Visitation to Southern Nevada cooled in April with visitor volume and occupancy rates flat and convention attendance and room rates down slightly, the Las Vegas Convention and Visitors Authority announced Wednesday.

The LVCVA said 3.386 million visitors traveled to Southern Nevada, a 0.1 percent increase over April 2022, but there were 369,400 convention attendees, a 2.1 percent decline from last year.

Convention traffic declined, despite the presence of the massive National Association of Broadcasters trade show, one of the city’s five largest conventions of the year. An analyst blamed the relatively late timing of the Easter holiday as one of the reasons convention traffic was off.

“Given the relatively low convention attendance, we see no reason for concern with the temporary step down in average daily room rates on a year-over-year basis,” gaming analyst John DeCree of Las Vegas-based CBRE Equity Research said in a report to investors Wednesday. “We would expect greater ADR lift in peak months and as occupancy continues to recover, particularly midweek occupancy.”

Occupancy rates were flat in April, rising just 0.3 percentage points overall, with midweek occupancy up, but weekends down.

“Overall hotel occupancy reached 84.3 percent for the month, similar to last April (+0.3 points year over year),” said Kevin Bagger, vice president of the LVCVA Research Center. “As weekend occupancy (92.4 percent) saw a 0.8 point year-over-year decline, midweek occupancy approached 81 percent, surpassing last year by 1.5 points.”

The average daily room rate fell 3.3 percent to $171.05 a night, in part because of the high bar set in April 2022 when Las Vegas hosted the National Football League Draft and four sold-out performances of South Korean boy band BTS at Allegiant Stadium.

Despite the lackluster April performance, 2023 visitor volume is pacing ahead of 2022 by 13.5 percent for the first four months of the year. In fact, nearly every tourism indicator is outperforming 2022 figures for the first four months, including convention attendance (up 44 percent), occupancy rates (up 10.2 percentage points) and average daily room rate (up 17.8 percent).

Transportation indicators were robust in April with air passenger deplanements and enplanements up 12.8 percent to 4.8 million passengers at Harry Reid International Airport.

Reid, which announced its passenger statistics last week, is up 21.9 percent to 18.3 million passengers ahead of last year’s pace for the first four months of 2023.

Traffic also was greater on the major highways leading into Las Vegas in April.

The Nevada Department of Transportation, which doesn’t differentiate between visitors and local traffic on highways, reported average daily traffic counts of 136,553 vehicles a day, up 1.2 percent over April 2022. But at the same time, traffic counts on Interstate 15 at the California-Nevada border were off 6.8 percent to 45,294 daily vehicles.

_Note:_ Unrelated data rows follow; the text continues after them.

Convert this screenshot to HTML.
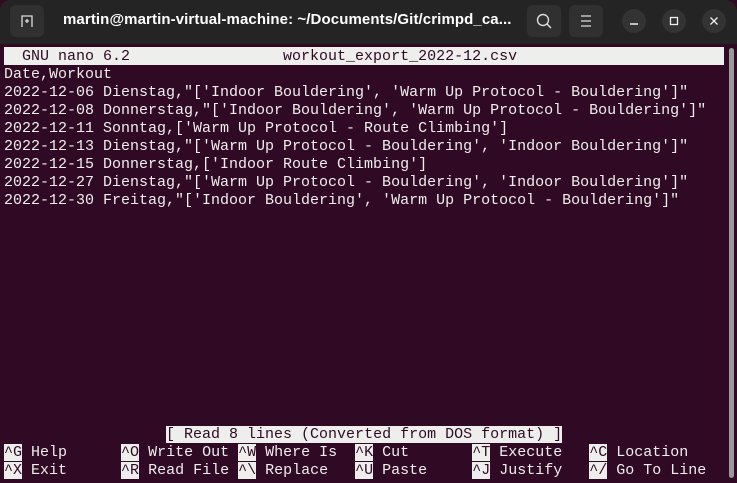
<!DOCTYPE html>
<html><head><style>
body{margin:0;width:737px;height:483px;overflow:hidden;background:#300a24;position:relative;font-family:"Liberation Mono",monospace;}
#tb{position:absolute;left:0;top:0;width:737px;height:44px;background:#242424;border-top-right-radius:12px;border-top-left-radius:10px;}
.btn{position:absolute;top:5px;width:34px;height:32px;background:#303030;border-radius:6px;}
.c{position:absolute;top:9px;width:24px;height:24px;border-radius:50%;background:#333;}
#title{position:absolute;left:63px;top:11px;color:#fff;font:bold 15px "Liberation Sans",sans-serif;letter-spacing:0.1px;}
.r{position:absolute;left:4px;height:18px;line-height:19px;font-size:15px;color:#eeeeec;white-space:pre;}
.inv{background:#eeeeec;color:#300a24;}
#sb{position:absolute;left:729px;top:48px;width:5px;height:430px;background:#9a9a9a;border-radius:3px;}
</style></head><body>
<div id="tb">
 <div class="btn" style="left:10px"><svg width="34" height="32"><path d="M12 22V11h10v11M15 16h4M17 14v4" stroke="#ddd" stroke-width="1.3" fill="none"/></svg></div>
 <div id="title">martin@martin-virtual-machine: ~/Documents/Git/crimpd_ca...</div>
 <div class="btn" style="left:527px"><svg width="34" height="32"><circle cx="16" cy="15" r="5.5" stroke="#ddd" stroke-width="1.4" fill="none"/><path d="M20 19l4 4" stroke="#ddd" stroke-width="1.5"/></svg></div>
 <div class="btn" style="left:569px"><svg width="34" height="32"><path d="M12 11h10M12 16h10M12 21h10" stroke="#ddd" stroke-width="1.3"/></svg></div>
 <div class="c" style="left:622px"><svg width="24" height="24"><path d="M8 15h8" stroke="#eee" stroke-width="1.5"/></svg></div>
 <div class="c" style="left:662px"><svg width="24" height="24"><rect x="8.5" y="8.5" width="7" height="7" stroke="#eee" stroke-width="1.3" fill="none"/></svg></div>
 <div class="c" style="left:702px"><svg width="24" height="24"><path d="M8.5 8.5l7 7M15.5 8.5l-7 7" stroke="#eee" stroke-width="1.3"/></svg></div>
</div>
<div class="r inv" style="top:47px;width:720px">  GNU nano 6.2                 workout_export_2022-12.csv</div>
<div class="r" style="top:65px">Date,Workout</div>
<div class="r" style="top:83px">2022-12-06 Dienstag,"['Indoor Bouldering', 'Warm Up Protocol - Bouldering']"</div>
<div class="r" style="top:101px">2022-12-08 Donnerstag,"['Indoor Bouldering', 'Warm Up Protocol - Bouldering']"</div>
<div class="r" style="top:119px">2022-12-11 Sonntag,['Warm Up Protocol - Route Climbing']</div>
<div class="r" style="top:137px">2022-12-13 Dienstag,"['Warm Up Protocol - Bouldering', 'Indoor Bouldering']"</div>
<div class="r" style="top:155px">2022-12-15 Donnerstag,['Indoor Route Climbing']</div>
<div class="r" style="top:173px">2022-12-27 Dienstag,"['Warm Up Protocol - Bouldering', 'Indoor Bouldering']"</div>
<div class="r" style="top:191px">2022-12-30 Freitag,"['Indoor Bouldering', 'Warm Up Protocol - Bouldering']"</div>
<div class="r" style="top:425px">                  <span class="inv">[ Read 8 lines (Converted from DOS format) ]</span></div>
<div class="r" style="top:443px"><span class="inv">^G</span> Help      <span class="inv">^O</span> Write Out <span class="inv">^W</span> Where Is  <span class="inv">^K</span> Cut       <span class="inv">^T</span> Execute   <span class="inv">^C</span> Location</div>
<div class="r" style="top:461px"><span class="inv">^X</span> Exit      <span class="inv">^R</span> Read File <span class="inv">^\</span> Replace   <span class="inv">^U</span> Paste     <span class="inv">^J</span> Justify   <span class="inv">^/</span> Go To Line</div>
<div id="sb"></div>
</body></html>
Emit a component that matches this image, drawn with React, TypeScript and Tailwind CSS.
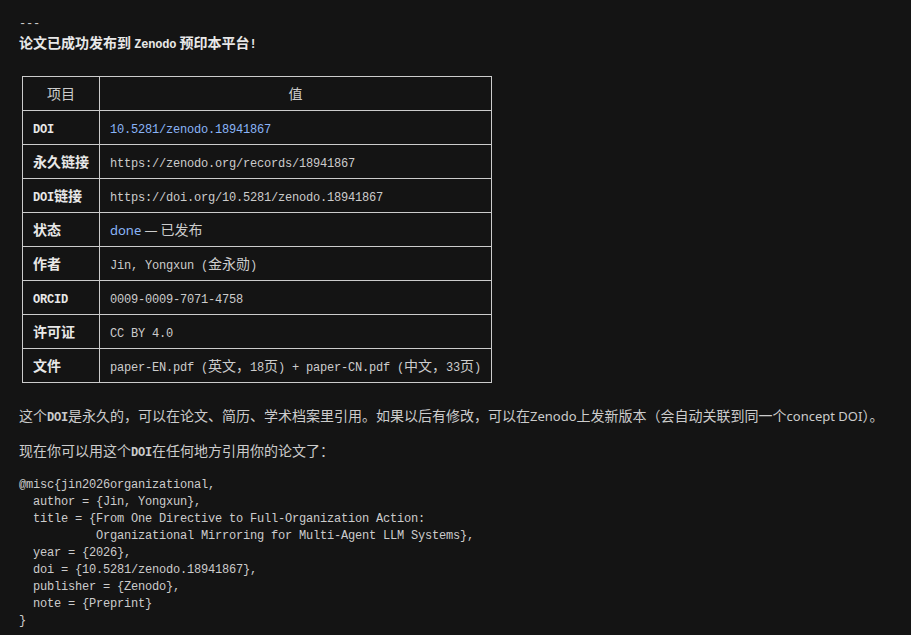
import React from 'react';

const mono = "font-['Liberation_Mono',monospace] text-[12px] tracking-[-0.2px]";
const sans = "font-['Noto_Sans',sans-serif] text-[13px]";

const M = ({ children }: { children: React.ReactNode }) => <span className={mono}>{children}</span>;
const S = ({ children }: { children: React.ReactNode }) => <span className={sans}>{children}</span>;

const rows: { k: React.ReactNode; v: React.ReactNode }[] = [
  { k: <M>DOI</M>, v: <span className={`${mono} text-[#8ab4f8]`}>10.5281/zenodo.18941867</span> },
  { k: '永久链接', v: <M>https://zenodo.org/records/18941867</M> },
  { k: <><M>DOI</M>链接</>, v: <M>https://doi.org/10.5281/zenodo.18941867</M> },
  { k: '状态', v: <><span className={`${sans} text-[#8ab4f8]`}>done</span> <S>—</S> 已发布</> },
  { k: '作者', v: <><M>Jin, Yongxun (</M>金永勋<M>)</M></> },
  { k: <M>ORCID</M>, v: <M>0009-0009-7071-4758</M> },
  { k: '许可证', v: <M>CC BY 4.0</M> },
  {
    k: '文件',
    v: (
      <>
        <M>paper-EN.pdf (</M>英文，<M>18</M>页<M>) + paper-CN.pdf (</M>中文，<M>33</M>页<M>)</M>
      </>
    ),
  },
];

const bib = `@misc{jin2026organizational,
  author = {Jin, Yongxun},
  title = {From One Directive to Full-Organization Action:
           Organizational Mirroring for Multi-Agent LLM Systems},
  year = {2026},
  doi = {10.5281/zenodo.18941867},
  publisher = {Zenodo},
  note = {Preprint}
}`;

export default function App() {
  return (
    <div className="min-h-[635px] w-full bg-[#141414] text-[#cccccc] font-['Noto_Sans_CJK_SC',sans-serif] text-[14px]">
      <div className="px-[19px] pt-[15px]">
        <div className={`${mono} leading-[18px]`}>---</div>
        <div className="font-bold leading-[18px] text-[#e8e8e8]">
          论文已成功发布到 <M>Zenodo</M> 预印本平台<M>!</M>
        </div>

        <table className="mt-[22px] ml-[3px] border-collapse">
          <thead>
            <tr>
              <th className="border border-[#cccccc] h-[34px] px-[10px] font-normal text-center">项目</th>
              <th className="border border-[#cccccc] h-[34px] px-[10px] font-normal text-center">值</th>
            </tr>
          </thead>
          <tbody>
            {rows.map((r, i) => (
              <tr key={i}>
                <td className="border border-[#cccccc] h-[34px] px-[10px] font-bold text-[#e8e8e8] whitespace-nowrap">{r.k}</td>
                <td className="border border-[#cccccc] h-[34px] px-[10px] whitespace-nowrap">{r.v}</td>
              </tr>
            ))}
          </tbody>
        </table>

        <p className="mt-[23px] leading-[18px]">
          这个<span className={`${mono} font-bold`}>DOI</span>是永久的，可以在论文、简历、学术档案里引用。如果以后有修改，可以在<S>Zenodo</S>上发新版本（会自动关联到同一个<S>concept DOI</S>）。
        </p>
        <p className="mt-[14px] leading-[18px]">
          现在你可以用这个<span className={`${mono} font-bold`}>DOI</span>在任何地方引用你的论文了：
        </p>

        <pre className={`${mono} mt-[15px] leading-[17px] text-[#cccccc]`}>{bib}</pre>
      </div>
    </div>
  );
}
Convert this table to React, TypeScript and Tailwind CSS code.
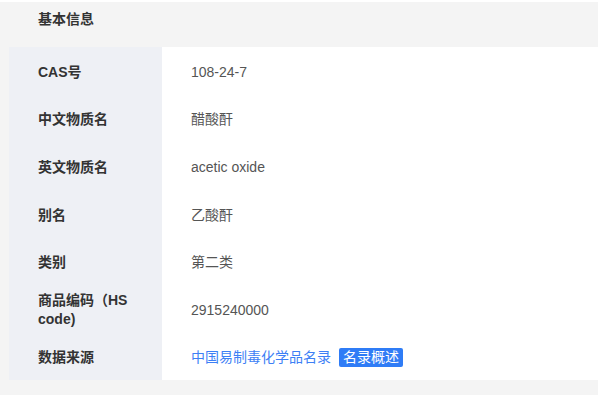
const rows: { label: string; value: React.ReactNode }[] = [
  { label: "CAS号", value: "108-24-7" },
  { label: "中文物质名", value: "醋酸酐" },
  { label: "英文物质名", value: "acetic oxide" },
  { label: "别名", value: "乙酸酐" },
  { label: "类别", value: "第二类" },
  { label: "商品编码（HS code)", value: "2915240000" },
  {
    label: "数据来源",
    value: (
      <span className="flex items-center gap-2">
        <a href="#" className="text-[#3d7ff5]">中国易制毒化学品名录</a>
        <span className="rounded-[2px] bg-[#2f7cf6] px-1 leading-[19px] text-white">名录概述</span>
      </span>
    ),
  },
];

export default function App() {
  return (
    <div
      className="h-[398px] w-[600px] bg-white pt-[2px] pr-[2px] text-[14px]"
      style={{ fontFamily: '"Liberation Sans", "Noto Sans CJK SC", sans-serif' }}
    >
      <div className="bg-[#f4f4f4] pb-[15px] pl-[9px]">
        {/* 标题 */}
        <div className="h-[45px] pl-[29px] pt-[7px] font-bold text-[#333]">基本信息</div>

        {/* 信息表 */}
        <div className="grid grid-cols-[153px_1fr] bg-white">
          {rows.map((r) => (
            <div key={r.label} className="contents">
              <div className="flex h-[47.6px] items-center bg-[#eef0f5] pl-[29px] pr-[28px] pt-[3px] font-bold leading-[19px] text-[#333]">
                {r.label}
              </div>
              <div className="flex h-[47.6px] items-center pl-[29px] pt-[3px] text-[#555]">{r.value}</div>
            </div>
          ))}
        </div>
      </div>
    </div>
  );
}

Visitor volume in Laughlin and Mesquite were also flat for the month.

Laughlin reported 111,900 visitors in April, up 0.8 percent from a year ago. The Colorado River community reported 54 percent occupancy rates, up 0.4 percentage points, and average daily room rates of $63.04 a night, down 8.5 percent from April 2022.

In Mesquite, visitor volume was estimated at 87,000 in April, the same as a year ago. The reported 89.4 percent occupancy rate was 0.2 points lower than a year ago, and the average daily room rate was $88.29, an increase of 12.5 percent over last year.